━━━ The records
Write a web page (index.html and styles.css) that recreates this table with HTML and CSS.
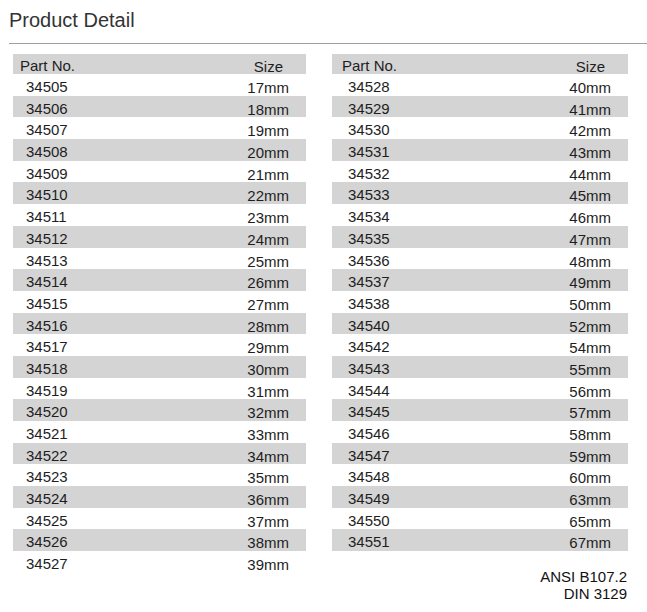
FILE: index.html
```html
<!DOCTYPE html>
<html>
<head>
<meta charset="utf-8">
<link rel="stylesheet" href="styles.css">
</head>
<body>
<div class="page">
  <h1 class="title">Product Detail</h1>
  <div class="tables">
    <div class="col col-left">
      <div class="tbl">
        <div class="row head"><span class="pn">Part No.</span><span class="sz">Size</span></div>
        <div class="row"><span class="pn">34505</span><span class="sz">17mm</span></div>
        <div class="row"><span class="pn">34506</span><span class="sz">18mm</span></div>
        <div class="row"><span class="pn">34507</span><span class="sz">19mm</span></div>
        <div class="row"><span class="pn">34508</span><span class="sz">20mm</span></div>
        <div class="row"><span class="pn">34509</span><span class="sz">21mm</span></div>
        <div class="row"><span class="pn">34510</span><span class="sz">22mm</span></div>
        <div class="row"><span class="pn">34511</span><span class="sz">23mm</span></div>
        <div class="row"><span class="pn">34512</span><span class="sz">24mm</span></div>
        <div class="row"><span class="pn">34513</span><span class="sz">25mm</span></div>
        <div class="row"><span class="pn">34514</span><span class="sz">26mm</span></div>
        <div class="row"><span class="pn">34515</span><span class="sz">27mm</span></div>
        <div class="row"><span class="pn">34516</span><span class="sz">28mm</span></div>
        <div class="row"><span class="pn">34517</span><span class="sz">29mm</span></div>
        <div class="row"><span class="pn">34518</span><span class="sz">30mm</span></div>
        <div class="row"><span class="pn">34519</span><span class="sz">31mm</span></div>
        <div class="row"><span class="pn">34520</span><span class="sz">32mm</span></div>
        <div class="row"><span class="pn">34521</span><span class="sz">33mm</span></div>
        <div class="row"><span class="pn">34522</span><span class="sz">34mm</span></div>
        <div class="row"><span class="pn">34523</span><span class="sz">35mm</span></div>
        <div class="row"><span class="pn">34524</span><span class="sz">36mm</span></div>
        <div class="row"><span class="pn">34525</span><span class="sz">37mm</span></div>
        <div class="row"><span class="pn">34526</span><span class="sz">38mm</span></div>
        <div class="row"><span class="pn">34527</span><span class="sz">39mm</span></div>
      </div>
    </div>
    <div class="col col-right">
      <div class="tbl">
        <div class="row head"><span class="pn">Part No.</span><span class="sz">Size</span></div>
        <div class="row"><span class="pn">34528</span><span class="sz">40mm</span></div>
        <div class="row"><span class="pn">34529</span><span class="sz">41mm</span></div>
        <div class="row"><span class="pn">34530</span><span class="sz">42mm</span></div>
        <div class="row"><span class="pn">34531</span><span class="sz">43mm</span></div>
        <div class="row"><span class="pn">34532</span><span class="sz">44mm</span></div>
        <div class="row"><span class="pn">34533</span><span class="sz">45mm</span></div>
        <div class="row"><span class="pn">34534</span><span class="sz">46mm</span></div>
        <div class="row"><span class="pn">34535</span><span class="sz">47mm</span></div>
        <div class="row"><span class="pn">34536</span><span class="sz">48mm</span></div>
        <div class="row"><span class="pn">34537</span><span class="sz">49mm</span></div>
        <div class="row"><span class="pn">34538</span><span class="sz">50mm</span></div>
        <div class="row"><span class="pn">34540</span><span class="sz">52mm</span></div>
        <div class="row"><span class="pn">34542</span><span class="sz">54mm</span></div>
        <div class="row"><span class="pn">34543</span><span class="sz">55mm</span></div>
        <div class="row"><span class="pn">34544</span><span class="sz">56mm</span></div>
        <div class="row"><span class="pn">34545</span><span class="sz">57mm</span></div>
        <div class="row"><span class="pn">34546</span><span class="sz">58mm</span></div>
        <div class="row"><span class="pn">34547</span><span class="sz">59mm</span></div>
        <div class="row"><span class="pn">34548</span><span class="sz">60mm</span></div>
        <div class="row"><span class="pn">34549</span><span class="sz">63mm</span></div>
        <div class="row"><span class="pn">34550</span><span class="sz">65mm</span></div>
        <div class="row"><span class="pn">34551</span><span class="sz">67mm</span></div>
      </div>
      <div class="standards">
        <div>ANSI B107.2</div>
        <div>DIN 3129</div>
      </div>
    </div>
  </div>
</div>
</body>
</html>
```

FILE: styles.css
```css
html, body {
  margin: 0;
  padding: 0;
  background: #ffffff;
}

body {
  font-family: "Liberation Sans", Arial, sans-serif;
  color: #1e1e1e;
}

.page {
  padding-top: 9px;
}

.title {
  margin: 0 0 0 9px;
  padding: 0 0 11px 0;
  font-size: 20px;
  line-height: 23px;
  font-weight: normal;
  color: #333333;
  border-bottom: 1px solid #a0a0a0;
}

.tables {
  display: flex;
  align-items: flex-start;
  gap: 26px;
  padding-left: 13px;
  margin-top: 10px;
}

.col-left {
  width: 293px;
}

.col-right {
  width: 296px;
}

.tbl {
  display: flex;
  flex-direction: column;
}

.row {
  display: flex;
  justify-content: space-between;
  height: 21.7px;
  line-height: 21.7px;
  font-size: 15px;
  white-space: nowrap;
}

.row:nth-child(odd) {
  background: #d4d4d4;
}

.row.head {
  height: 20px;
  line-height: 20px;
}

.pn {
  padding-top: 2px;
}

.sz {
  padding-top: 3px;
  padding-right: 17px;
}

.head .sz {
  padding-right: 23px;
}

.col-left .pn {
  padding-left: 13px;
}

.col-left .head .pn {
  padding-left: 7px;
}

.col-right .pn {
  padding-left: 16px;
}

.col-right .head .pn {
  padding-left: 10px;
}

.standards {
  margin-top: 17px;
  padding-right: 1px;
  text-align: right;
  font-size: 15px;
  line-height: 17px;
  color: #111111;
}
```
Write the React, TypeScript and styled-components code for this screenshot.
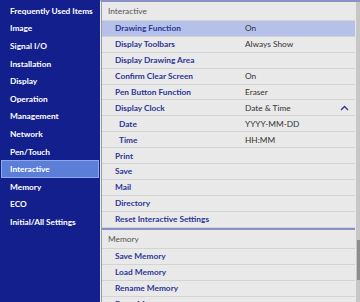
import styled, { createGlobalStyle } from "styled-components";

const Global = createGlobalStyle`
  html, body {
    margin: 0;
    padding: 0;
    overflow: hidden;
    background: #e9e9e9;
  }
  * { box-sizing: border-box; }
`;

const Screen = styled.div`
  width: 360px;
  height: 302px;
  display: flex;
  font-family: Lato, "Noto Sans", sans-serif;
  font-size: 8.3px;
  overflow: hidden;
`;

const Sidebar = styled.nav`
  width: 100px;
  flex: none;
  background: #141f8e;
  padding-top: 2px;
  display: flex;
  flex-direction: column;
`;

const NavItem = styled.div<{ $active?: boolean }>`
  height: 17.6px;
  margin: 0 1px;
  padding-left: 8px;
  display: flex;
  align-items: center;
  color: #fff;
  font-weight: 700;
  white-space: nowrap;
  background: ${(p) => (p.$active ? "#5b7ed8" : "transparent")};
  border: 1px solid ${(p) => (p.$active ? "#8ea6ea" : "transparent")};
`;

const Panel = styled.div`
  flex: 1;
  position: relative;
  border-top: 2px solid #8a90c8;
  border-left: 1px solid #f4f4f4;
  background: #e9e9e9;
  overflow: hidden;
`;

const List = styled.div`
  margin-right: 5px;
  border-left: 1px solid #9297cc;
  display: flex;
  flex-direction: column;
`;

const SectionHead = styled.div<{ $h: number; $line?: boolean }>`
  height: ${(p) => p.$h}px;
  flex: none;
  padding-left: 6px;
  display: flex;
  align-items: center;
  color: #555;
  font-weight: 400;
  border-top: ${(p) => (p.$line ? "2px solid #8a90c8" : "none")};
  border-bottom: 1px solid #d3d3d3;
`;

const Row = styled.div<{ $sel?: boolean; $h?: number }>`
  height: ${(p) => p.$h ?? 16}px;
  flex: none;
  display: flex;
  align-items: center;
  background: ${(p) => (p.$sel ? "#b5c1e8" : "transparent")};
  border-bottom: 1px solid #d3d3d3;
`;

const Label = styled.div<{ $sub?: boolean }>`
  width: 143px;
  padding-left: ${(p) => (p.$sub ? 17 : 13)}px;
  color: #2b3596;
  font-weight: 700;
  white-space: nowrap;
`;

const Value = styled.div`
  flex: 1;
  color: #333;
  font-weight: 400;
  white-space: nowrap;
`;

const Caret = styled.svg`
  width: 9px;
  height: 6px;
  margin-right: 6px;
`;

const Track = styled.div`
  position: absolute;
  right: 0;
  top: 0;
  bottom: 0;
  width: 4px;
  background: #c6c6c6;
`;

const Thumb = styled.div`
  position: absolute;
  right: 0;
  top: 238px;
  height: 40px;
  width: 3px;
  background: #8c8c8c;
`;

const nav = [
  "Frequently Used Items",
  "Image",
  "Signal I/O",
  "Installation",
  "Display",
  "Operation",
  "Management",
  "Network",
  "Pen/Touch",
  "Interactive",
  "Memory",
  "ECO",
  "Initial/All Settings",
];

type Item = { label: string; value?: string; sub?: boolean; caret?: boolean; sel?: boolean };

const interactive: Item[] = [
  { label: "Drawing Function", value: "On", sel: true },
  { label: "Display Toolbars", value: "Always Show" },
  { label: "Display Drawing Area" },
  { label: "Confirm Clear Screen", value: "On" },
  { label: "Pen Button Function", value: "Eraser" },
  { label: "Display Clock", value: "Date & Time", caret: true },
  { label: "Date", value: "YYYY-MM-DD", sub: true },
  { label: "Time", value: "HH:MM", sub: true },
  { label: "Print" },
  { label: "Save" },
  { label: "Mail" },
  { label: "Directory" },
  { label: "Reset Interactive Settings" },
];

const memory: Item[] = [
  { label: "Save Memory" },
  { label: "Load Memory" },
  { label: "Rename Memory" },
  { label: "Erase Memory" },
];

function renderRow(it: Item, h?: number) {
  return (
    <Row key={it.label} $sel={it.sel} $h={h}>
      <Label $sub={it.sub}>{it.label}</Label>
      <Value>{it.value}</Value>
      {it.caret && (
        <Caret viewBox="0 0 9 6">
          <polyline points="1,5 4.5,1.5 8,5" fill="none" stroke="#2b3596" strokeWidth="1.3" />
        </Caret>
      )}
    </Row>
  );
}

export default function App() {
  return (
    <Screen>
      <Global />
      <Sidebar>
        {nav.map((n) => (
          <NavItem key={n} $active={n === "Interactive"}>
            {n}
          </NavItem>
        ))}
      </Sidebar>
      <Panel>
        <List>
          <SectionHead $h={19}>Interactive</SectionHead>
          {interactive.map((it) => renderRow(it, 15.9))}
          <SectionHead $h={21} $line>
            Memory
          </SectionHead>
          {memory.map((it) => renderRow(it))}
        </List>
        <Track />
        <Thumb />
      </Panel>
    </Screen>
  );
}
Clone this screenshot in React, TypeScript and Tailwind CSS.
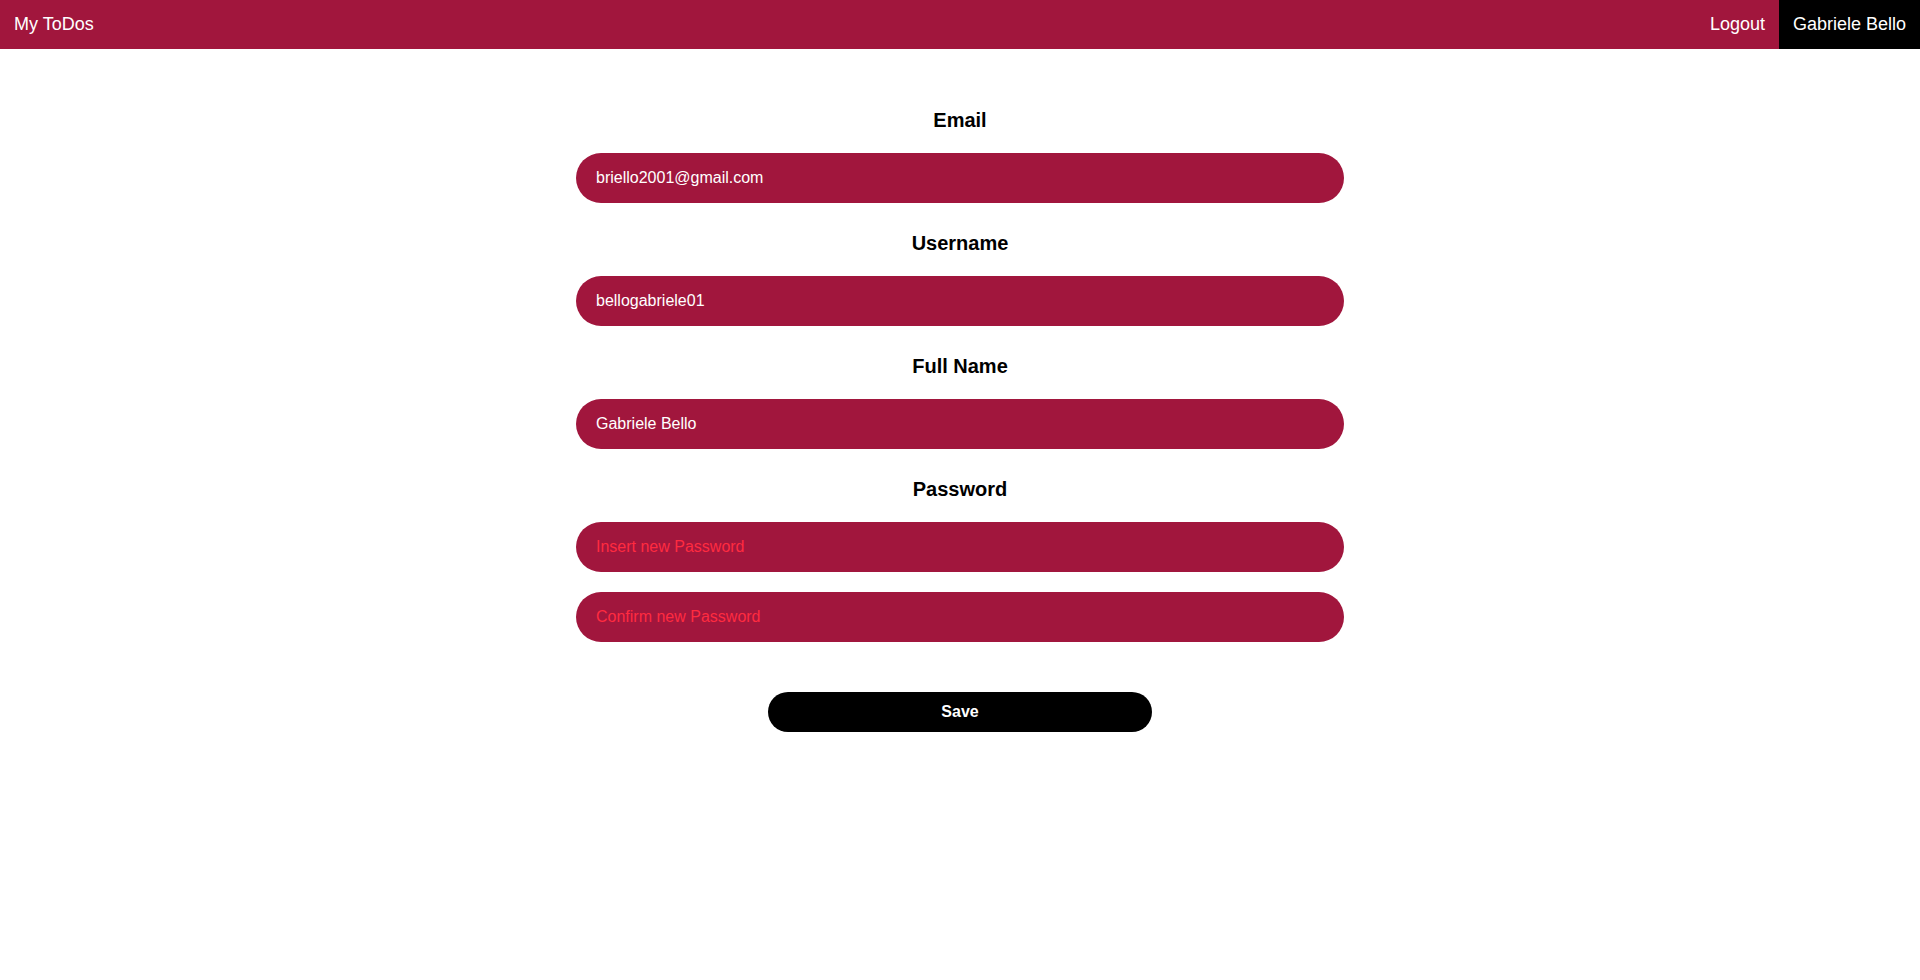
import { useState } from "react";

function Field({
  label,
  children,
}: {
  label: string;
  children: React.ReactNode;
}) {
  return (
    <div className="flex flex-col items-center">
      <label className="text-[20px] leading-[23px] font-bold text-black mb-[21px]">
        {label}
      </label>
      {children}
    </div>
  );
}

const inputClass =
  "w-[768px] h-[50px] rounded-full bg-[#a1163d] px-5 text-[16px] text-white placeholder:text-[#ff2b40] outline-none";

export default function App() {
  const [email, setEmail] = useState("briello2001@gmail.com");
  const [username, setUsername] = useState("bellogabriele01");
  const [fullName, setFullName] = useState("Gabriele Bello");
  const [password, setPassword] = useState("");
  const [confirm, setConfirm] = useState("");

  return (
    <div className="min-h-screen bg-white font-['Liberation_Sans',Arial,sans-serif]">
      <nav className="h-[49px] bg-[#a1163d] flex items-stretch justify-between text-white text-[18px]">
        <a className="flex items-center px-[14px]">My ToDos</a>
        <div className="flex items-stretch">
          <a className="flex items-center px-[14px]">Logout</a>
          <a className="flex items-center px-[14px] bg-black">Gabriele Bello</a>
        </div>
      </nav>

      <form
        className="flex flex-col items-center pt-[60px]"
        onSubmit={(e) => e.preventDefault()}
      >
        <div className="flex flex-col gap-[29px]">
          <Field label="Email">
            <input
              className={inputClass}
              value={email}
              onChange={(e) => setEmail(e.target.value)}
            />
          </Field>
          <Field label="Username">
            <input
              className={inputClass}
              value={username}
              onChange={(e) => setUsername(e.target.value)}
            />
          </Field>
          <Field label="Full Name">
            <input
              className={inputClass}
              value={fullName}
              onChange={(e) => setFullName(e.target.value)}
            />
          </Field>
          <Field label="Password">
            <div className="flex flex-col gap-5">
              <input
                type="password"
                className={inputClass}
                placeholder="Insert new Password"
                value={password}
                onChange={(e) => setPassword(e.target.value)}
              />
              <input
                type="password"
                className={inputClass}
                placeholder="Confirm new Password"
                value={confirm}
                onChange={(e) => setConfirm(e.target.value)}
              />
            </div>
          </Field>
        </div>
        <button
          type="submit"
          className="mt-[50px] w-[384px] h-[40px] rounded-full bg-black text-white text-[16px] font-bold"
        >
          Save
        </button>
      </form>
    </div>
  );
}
━━━━━━
## Exercise goal
From the listing above, pick out every line containing "components".

## Complete response
Write the React, TypeScript and styled-components code for this screenshot.
import styled, { createGlobalStyle } from "styled-components";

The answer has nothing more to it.